▶ **Task brief**
Your output is the lines from the first one to the one containing "string; c?: string", repeated exactly, with images left out.

****************************************

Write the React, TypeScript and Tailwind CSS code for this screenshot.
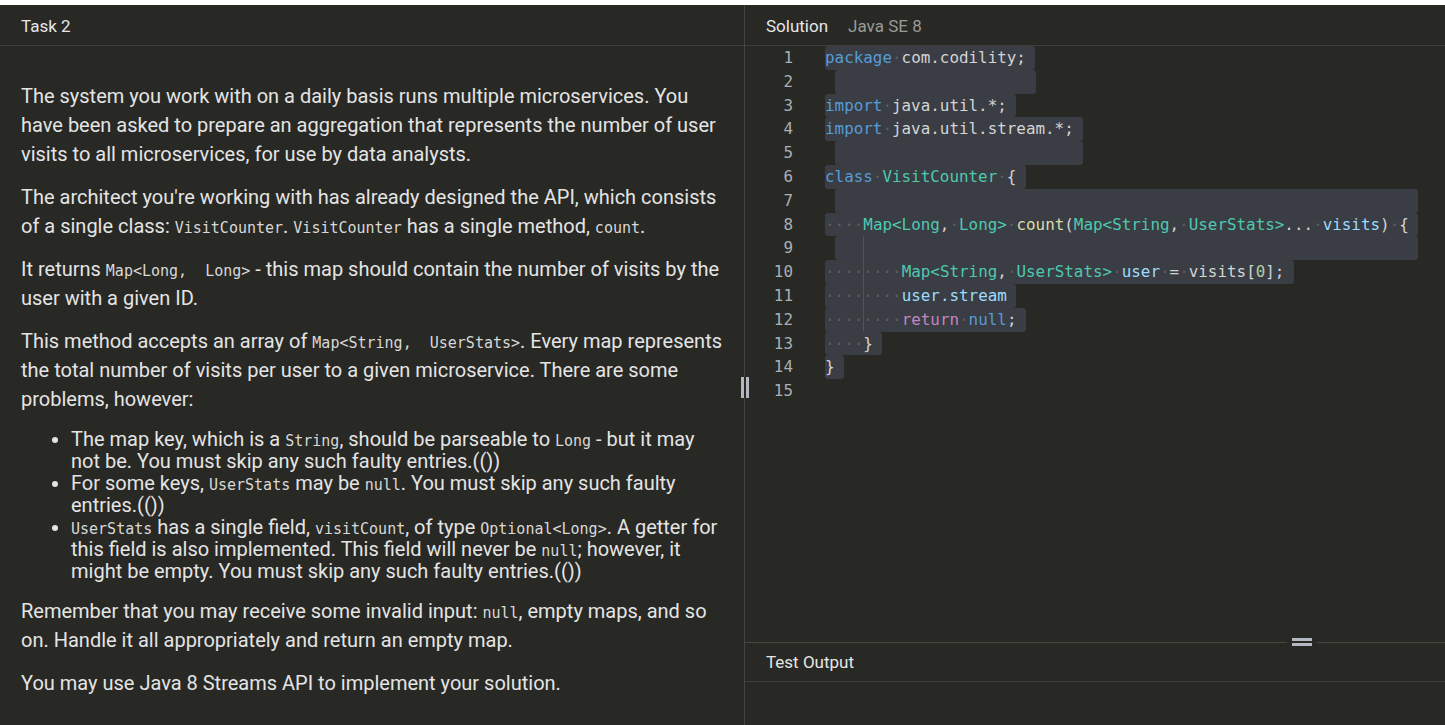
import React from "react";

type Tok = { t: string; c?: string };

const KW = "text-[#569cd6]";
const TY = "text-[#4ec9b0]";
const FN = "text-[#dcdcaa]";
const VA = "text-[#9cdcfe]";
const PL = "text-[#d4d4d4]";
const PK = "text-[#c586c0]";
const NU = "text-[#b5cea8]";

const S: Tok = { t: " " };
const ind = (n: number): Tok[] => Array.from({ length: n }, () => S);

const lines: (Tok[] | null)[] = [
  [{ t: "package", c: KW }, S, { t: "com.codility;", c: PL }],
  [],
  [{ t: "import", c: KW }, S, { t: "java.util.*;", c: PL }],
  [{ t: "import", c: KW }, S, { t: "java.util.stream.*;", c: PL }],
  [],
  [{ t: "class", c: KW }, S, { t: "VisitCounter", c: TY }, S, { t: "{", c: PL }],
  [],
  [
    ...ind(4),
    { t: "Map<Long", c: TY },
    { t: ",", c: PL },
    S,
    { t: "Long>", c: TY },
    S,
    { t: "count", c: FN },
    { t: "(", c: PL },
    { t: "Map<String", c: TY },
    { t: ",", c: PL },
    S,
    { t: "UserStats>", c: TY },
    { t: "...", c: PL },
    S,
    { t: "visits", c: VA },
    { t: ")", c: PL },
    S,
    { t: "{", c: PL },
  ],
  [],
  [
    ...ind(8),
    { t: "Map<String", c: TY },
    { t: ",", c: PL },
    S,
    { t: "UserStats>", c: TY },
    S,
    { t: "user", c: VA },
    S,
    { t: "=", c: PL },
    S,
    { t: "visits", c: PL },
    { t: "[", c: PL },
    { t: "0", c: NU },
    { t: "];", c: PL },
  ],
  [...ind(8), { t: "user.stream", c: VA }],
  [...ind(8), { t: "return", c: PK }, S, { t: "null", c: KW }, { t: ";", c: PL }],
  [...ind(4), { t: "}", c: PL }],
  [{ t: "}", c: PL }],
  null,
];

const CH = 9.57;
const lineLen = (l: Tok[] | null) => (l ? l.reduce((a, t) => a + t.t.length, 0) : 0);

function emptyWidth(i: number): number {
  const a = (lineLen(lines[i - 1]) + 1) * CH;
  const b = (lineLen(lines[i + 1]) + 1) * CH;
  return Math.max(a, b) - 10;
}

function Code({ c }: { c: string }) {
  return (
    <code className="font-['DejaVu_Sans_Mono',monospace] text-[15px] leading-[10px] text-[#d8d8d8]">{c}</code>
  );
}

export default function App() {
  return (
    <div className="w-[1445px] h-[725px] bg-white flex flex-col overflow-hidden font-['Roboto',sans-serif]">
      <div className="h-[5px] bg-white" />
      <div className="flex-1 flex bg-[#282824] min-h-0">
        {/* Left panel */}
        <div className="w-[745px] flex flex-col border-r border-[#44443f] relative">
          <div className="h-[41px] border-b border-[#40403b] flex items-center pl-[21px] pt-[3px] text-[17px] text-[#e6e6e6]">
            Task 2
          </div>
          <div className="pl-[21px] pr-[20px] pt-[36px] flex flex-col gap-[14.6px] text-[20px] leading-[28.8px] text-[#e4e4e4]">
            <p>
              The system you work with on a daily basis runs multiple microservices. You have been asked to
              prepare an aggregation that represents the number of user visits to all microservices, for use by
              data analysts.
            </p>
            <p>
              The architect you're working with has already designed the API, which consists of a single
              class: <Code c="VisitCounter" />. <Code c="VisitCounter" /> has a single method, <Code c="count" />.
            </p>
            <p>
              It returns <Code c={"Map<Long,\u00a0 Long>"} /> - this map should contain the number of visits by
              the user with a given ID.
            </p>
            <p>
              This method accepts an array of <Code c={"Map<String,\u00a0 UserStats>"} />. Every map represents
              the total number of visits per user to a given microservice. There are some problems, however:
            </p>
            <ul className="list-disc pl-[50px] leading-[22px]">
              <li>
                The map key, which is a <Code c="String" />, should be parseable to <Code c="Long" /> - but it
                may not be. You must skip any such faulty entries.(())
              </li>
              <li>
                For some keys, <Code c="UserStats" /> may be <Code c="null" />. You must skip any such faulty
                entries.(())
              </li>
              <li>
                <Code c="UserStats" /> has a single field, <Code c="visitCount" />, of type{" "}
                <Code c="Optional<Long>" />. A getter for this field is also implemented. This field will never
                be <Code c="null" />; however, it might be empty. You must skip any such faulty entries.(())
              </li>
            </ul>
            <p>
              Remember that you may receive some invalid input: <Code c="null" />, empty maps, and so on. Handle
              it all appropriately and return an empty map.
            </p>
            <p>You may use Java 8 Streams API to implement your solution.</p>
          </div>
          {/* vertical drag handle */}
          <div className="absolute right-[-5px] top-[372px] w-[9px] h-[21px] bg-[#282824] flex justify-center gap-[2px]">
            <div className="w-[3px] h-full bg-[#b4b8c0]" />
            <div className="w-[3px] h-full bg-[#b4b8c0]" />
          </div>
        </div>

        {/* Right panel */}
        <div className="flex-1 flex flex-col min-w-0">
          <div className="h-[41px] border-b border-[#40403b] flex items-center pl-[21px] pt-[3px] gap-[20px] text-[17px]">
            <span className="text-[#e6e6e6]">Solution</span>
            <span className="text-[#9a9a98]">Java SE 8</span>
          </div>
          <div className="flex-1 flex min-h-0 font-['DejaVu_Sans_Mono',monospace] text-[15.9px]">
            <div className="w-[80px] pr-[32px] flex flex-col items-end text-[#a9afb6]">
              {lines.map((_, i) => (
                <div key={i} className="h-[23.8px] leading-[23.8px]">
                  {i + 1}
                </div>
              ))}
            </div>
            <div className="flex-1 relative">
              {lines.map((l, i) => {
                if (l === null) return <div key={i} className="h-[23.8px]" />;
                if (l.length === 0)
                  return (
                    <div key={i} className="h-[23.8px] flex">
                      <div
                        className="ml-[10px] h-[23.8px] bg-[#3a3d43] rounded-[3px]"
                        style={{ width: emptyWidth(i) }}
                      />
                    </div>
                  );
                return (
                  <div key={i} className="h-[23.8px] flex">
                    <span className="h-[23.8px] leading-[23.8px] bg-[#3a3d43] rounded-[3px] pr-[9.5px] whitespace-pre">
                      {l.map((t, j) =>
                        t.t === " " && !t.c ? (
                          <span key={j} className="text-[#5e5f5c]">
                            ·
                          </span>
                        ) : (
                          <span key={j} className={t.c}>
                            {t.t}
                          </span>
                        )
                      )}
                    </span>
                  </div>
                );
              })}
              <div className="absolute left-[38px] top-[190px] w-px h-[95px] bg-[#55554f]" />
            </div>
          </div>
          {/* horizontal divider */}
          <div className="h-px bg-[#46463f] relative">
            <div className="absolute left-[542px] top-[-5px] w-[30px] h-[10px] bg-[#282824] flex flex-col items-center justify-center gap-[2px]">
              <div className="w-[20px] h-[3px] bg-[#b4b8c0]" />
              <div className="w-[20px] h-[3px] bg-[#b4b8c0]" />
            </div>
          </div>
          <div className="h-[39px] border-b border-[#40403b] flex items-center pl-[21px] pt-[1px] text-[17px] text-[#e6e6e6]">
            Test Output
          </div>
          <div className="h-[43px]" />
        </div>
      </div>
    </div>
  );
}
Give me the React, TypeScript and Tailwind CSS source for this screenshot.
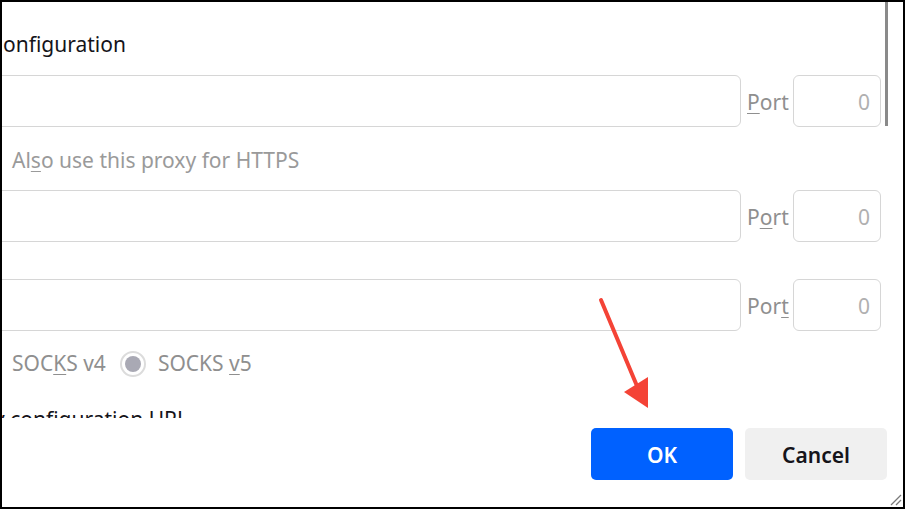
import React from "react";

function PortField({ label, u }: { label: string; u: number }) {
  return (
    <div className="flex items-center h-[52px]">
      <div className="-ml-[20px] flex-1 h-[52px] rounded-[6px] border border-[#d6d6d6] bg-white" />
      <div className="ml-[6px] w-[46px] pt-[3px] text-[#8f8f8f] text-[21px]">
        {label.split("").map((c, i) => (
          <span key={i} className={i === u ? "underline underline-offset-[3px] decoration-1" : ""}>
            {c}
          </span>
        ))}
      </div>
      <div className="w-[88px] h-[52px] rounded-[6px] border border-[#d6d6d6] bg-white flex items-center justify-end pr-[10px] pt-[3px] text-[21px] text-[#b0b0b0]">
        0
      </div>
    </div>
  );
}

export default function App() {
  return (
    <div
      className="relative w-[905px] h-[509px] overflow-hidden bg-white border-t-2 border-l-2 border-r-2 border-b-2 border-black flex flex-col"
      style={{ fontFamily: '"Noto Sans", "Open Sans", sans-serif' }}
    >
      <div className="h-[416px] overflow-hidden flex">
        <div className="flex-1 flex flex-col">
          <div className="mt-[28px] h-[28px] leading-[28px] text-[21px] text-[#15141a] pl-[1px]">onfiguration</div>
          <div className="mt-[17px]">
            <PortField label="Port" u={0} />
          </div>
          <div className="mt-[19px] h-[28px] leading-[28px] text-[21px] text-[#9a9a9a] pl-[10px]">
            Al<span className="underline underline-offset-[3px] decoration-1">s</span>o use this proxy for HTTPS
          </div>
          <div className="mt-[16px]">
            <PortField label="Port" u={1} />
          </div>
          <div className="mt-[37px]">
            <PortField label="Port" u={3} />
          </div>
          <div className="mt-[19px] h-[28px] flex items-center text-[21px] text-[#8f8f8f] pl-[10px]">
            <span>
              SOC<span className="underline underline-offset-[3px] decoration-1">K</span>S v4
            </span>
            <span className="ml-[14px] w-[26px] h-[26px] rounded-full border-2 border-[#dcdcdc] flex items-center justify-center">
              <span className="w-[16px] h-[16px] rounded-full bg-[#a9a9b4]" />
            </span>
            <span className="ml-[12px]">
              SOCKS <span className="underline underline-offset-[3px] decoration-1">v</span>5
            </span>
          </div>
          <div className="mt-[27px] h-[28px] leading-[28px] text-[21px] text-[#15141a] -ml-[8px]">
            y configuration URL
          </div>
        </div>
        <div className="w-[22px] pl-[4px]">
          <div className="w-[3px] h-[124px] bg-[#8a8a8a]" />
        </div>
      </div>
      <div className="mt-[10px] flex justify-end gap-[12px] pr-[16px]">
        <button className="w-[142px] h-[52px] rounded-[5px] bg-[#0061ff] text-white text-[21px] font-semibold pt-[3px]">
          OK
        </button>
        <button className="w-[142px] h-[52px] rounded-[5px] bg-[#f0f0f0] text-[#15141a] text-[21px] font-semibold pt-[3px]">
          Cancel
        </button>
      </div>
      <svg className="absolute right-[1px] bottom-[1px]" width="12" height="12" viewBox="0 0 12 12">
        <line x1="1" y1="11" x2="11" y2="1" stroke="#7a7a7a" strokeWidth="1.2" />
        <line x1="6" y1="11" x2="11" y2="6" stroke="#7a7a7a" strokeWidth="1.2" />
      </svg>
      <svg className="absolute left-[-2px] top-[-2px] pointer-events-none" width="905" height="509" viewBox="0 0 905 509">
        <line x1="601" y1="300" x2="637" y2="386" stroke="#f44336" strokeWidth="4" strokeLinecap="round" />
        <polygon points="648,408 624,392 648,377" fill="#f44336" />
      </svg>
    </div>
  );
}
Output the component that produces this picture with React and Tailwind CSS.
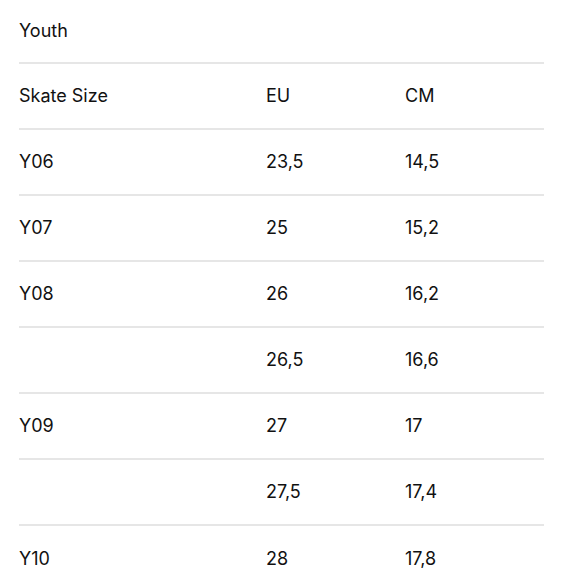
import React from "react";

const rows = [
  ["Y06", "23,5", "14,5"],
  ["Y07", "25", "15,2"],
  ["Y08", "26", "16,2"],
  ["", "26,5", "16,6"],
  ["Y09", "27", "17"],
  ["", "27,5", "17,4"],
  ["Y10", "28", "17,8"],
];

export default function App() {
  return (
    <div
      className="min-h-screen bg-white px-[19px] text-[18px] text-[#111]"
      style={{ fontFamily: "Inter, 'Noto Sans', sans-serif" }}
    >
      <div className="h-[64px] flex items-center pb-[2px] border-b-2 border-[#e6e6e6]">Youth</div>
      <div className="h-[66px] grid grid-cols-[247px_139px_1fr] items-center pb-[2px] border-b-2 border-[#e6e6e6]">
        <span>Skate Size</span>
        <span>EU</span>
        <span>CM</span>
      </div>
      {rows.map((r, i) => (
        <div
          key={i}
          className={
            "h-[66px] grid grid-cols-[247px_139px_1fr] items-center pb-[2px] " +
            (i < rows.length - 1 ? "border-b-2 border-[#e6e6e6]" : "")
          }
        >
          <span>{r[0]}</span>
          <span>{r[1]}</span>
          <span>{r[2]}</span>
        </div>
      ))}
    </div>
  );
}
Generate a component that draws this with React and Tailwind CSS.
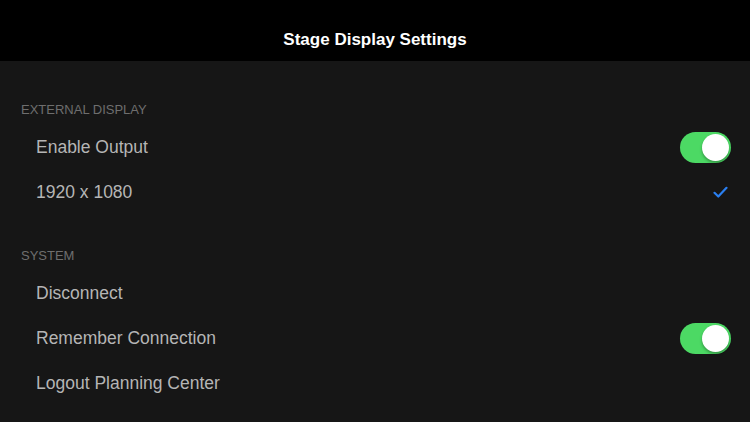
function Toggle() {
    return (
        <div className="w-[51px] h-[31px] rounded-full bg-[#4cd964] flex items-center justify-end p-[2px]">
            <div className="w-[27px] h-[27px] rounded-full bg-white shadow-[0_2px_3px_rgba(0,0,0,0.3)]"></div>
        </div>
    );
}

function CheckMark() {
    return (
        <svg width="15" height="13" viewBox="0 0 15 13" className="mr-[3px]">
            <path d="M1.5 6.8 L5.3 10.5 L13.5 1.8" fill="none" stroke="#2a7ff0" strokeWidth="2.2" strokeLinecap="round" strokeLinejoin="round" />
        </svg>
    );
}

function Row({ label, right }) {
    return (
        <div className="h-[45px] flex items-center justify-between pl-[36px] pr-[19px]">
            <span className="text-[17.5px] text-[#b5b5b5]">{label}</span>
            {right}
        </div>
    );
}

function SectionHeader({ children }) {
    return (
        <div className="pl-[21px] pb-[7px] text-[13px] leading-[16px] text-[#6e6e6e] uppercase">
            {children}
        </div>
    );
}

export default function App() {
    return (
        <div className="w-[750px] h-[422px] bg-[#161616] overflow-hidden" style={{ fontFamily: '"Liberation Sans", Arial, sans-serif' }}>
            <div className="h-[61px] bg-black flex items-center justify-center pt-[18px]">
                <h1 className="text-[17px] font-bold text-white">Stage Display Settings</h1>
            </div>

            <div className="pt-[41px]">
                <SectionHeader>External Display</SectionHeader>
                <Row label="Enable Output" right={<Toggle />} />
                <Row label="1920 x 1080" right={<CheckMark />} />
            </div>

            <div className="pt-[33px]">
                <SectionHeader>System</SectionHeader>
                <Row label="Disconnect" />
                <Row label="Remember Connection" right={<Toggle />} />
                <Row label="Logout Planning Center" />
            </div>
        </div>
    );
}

****************************************

▶ **Response**
Write the React, TypeScript and Tailwind CSS code for this screenshot.
import React from "react";

type Tok = { t: string; c?: string };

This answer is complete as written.